§ Task description
Find the lines holding the string "styles" in the data, then copy all of them.

§ Records from a collection
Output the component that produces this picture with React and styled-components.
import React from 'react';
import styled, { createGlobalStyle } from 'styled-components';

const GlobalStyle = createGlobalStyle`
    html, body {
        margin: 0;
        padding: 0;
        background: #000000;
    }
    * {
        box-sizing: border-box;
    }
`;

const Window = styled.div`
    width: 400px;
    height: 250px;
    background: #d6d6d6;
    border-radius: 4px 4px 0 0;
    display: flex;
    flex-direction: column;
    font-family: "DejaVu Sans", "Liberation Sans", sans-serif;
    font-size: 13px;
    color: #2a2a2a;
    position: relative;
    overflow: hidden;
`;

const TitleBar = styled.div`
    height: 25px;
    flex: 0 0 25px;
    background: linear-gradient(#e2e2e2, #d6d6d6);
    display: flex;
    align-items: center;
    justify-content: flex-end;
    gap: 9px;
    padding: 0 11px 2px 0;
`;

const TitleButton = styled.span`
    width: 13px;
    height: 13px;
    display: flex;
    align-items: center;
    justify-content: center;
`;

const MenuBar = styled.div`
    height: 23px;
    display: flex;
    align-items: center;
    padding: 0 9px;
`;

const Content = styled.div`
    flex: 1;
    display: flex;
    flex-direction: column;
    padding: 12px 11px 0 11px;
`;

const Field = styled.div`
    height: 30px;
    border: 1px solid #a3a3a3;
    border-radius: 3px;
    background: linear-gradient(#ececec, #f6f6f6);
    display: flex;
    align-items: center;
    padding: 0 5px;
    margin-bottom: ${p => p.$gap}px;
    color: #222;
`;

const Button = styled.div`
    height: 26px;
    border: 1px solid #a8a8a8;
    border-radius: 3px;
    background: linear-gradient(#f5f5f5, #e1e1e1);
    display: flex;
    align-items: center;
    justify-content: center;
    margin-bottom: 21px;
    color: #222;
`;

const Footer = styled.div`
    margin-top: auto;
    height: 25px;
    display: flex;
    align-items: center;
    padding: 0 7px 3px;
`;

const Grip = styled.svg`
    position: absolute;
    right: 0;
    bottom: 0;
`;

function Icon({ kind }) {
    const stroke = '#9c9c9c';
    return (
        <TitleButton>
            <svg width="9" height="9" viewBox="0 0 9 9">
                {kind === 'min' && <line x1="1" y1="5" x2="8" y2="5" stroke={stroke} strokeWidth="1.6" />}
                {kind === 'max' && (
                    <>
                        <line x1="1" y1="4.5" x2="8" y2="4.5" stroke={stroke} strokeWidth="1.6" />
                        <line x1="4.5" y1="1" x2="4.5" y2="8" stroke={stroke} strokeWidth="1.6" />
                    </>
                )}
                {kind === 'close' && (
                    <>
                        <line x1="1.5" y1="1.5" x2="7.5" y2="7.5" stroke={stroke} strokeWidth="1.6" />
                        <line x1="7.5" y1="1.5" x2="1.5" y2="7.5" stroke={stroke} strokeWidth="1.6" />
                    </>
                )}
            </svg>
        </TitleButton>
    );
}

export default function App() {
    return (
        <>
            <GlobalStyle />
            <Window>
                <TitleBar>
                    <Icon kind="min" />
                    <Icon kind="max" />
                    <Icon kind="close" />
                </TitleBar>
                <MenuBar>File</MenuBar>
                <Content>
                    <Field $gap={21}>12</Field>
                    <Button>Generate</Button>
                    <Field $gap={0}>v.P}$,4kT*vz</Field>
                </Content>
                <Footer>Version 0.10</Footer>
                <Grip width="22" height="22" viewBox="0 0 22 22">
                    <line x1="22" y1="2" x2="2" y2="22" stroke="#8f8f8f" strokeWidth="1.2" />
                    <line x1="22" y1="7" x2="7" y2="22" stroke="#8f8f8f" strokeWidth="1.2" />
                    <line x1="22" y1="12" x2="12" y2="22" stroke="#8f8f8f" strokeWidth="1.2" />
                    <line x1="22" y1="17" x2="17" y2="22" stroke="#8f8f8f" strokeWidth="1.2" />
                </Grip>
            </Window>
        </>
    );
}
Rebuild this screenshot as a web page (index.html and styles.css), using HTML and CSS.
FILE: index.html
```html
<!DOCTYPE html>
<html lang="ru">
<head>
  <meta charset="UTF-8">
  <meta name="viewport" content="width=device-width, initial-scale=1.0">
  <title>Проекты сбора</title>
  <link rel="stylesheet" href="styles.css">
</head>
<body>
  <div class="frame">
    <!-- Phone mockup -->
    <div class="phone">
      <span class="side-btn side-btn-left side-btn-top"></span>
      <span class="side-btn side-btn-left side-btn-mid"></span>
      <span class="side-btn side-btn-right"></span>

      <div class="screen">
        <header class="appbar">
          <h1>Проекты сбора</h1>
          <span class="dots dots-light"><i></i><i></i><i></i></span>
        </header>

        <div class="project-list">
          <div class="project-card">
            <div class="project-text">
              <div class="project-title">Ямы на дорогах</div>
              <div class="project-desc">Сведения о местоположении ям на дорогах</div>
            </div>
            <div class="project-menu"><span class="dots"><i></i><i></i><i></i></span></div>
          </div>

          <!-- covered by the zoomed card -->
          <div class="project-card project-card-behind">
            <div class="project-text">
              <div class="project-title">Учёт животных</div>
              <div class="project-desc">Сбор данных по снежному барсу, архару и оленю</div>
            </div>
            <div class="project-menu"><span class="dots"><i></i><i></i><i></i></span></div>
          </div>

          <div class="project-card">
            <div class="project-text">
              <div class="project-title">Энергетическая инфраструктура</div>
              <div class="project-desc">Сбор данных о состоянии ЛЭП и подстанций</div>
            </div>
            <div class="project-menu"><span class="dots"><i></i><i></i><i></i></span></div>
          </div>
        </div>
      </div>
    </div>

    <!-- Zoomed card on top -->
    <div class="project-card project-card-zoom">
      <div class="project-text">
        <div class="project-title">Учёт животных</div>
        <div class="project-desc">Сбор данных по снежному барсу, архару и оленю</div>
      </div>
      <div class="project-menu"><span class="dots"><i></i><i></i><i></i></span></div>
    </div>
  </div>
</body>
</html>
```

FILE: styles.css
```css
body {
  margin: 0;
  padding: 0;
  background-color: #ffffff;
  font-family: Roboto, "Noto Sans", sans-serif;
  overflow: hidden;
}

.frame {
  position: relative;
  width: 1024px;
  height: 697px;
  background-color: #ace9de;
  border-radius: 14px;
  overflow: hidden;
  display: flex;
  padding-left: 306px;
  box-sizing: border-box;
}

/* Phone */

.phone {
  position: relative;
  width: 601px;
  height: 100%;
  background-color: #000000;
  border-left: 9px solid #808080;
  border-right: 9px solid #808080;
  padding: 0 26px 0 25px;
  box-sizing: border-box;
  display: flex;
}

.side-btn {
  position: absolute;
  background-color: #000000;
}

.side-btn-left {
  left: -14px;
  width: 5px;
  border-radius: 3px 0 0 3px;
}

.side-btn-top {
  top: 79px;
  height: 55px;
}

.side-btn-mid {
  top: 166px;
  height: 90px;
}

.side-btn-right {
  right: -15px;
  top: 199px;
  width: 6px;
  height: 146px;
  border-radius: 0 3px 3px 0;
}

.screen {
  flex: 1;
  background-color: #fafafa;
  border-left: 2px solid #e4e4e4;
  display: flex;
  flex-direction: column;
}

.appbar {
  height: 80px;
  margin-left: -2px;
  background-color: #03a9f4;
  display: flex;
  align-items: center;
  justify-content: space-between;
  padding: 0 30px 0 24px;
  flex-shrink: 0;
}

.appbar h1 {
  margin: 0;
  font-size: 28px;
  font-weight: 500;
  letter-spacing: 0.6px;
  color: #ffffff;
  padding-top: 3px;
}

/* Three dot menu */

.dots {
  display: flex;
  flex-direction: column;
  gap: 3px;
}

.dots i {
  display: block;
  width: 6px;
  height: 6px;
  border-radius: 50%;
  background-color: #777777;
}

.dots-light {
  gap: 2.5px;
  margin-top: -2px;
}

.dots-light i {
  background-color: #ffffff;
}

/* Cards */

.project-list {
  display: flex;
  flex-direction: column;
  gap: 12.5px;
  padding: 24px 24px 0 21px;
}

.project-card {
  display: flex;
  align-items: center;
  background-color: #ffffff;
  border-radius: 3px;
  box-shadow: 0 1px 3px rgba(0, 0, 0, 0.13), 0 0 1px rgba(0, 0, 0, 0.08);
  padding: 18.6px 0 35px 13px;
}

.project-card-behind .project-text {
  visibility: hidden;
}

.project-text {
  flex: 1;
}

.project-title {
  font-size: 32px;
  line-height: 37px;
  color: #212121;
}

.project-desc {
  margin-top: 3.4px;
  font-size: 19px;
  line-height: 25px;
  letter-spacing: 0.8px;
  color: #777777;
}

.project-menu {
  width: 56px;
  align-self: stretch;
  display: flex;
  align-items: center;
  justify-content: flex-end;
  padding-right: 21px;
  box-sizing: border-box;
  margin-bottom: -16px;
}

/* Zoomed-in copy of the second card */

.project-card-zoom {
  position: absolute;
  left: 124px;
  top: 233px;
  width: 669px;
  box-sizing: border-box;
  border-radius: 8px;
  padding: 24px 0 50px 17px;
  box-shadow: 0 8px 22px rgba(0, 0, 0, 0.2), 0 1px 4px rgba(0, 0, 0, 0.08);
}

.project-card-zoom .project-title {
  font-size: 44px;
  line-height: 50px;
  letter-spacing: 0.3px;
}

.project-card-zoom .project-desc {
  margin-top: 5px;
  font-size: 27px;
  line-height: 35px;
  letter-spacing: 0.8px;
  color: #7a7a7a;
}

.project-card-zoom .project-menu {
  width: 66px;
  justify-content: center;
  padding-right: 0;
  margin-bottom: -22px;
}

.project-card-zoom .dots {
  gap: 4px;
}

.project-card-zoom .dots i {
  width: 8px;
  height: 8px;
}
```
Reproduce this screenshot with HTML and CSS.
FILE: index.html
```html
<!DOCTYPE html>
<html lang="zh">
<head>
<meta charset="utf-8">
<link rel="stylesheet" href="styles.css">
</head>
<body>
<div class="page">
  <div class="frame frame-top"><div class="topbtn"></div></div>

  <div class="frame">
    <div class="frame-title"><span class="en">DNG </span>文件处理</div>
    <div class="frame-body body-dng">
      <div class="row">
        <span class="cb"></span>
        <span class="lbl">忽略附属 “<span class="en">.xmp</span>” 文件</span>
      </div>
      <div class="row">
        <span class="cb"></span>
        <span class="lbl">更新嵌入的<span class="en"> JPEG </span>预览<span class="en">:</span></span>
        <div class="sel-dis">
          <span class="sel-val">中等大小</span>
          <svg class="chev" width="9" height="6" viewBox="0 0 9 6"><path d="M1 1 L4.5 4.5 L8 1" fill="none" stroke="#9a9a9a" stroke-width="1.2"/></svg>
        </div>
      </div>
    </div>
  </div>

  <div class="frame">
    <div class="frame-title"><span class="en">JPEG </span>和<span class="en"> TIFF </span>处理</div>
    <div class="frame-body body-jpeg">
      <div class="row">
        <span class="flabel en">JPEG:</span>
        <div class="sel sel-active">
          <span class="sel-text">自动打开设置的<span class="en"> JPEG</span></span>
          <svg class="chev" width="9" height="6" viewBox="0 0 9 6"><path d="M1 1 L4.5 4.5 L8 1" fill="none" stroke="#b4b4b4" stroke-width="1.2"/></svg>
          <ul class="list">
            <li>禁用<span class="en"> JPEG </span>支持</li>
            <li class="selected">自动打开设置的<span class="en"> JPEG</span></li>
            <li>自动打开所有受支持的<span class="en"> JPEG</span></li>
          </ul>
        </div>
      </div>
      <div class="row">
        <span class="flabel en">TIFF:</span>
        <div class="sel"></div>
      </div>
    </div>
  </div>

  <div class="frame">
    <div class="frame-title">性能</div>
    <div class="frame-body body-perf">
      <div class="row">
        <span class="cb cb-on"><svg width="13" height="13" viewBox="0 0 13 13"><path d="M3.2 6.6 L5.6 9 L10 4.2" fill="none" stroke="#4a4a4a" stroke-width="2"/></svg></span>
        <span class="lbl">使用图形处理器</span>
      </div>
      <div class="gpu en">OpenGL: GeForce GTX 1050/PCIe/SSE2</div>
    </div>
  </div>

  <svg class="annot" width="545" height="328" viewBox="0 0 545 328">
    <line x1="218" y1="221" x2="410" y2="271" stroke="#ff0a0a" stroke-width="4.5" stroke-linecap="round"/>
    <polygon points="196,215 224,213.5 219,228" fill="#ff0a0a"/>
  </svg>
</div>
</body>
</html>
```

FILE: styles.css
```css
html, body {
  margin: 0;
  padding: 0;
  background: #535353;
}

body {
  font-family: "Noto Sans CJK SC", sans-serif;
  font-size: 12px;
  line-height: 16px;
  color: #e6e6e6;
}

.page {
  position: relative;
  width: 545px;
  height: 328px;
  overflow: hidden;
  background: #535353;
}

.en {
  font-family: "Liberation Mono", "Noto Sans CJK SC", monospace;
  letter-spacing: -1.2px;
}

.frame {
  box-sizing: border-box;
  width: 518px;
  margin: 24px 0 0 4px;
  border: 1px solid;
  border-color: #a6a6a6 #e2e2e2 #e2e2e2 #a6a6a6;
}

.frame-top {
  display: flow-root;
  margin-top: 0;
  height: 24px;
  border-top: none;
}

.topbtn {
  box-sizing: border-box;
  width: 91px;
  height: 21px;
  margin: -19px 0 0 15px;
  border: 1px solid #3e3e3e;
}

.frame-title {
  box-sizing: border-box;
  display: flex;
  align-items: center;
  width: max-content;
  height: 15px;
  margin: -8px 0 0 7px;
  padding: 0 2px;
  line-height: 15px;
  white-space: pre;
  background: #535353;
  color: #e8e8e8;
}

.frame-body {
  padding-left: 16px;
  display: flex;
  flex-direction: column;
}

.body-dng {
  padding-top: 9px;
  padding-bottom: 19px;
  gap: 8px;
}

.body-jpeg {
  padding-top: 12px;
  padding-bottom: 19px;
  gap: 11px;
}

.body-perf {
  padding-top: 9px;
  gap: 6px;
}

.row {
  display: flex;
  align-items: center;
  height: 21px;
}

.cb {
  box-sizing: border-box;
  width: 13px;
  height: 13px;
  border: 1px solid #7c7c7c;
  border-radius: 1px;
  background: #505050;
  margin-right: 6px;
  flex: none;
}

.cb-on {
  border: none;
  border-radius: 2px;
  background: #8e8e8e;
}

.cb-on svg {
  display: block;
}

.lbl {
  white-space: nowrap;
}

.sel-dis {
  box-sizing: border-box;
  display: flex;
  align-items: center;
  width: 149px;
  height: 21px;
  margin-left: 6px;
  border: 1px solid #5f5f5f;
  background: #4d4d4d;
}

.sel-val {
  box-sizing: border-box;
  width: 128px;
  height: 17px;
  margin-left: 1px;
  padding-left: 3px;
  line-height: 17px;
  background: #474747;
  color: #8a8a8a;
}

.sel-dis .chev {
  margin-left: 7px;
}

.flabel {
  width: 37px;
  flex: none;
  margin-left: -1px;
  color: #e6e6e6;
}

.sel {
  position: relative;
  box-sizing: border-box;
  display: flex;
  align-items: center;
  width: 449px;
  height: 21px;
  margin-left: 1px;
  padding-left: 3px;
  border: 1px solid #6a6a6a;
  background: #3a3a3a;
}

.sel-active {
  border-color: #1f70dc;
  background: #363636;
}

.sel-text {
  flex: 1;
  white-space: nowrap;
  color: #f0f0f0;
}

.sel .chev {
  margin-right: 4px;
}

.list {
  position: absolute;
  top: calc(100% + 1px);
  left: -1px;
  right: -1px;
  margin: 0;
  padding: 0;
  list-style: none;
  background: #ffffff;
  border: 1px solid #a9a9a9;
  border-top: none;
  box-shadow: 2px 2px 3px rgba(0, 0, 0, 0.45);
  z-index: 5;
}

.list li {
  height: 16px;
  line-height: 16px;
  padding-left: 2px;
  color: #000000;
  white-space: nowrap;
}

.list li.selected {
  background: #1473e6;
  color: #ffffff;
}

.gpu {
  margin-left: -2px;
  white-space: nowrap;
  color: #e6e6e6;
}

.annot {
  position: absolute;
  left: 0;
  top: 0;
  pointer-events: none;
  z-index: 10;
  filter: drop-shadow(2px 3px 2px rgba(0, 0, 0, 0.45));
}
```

§ Reply
Rebuild this screenshot as a web page (index.html and styles.css), using HTML and CSS.
  <link rel="stylesheet" href="styles.css">
FILE: styles.css
<link rel="stylesheet" href="styles.css">
FILE: styles.css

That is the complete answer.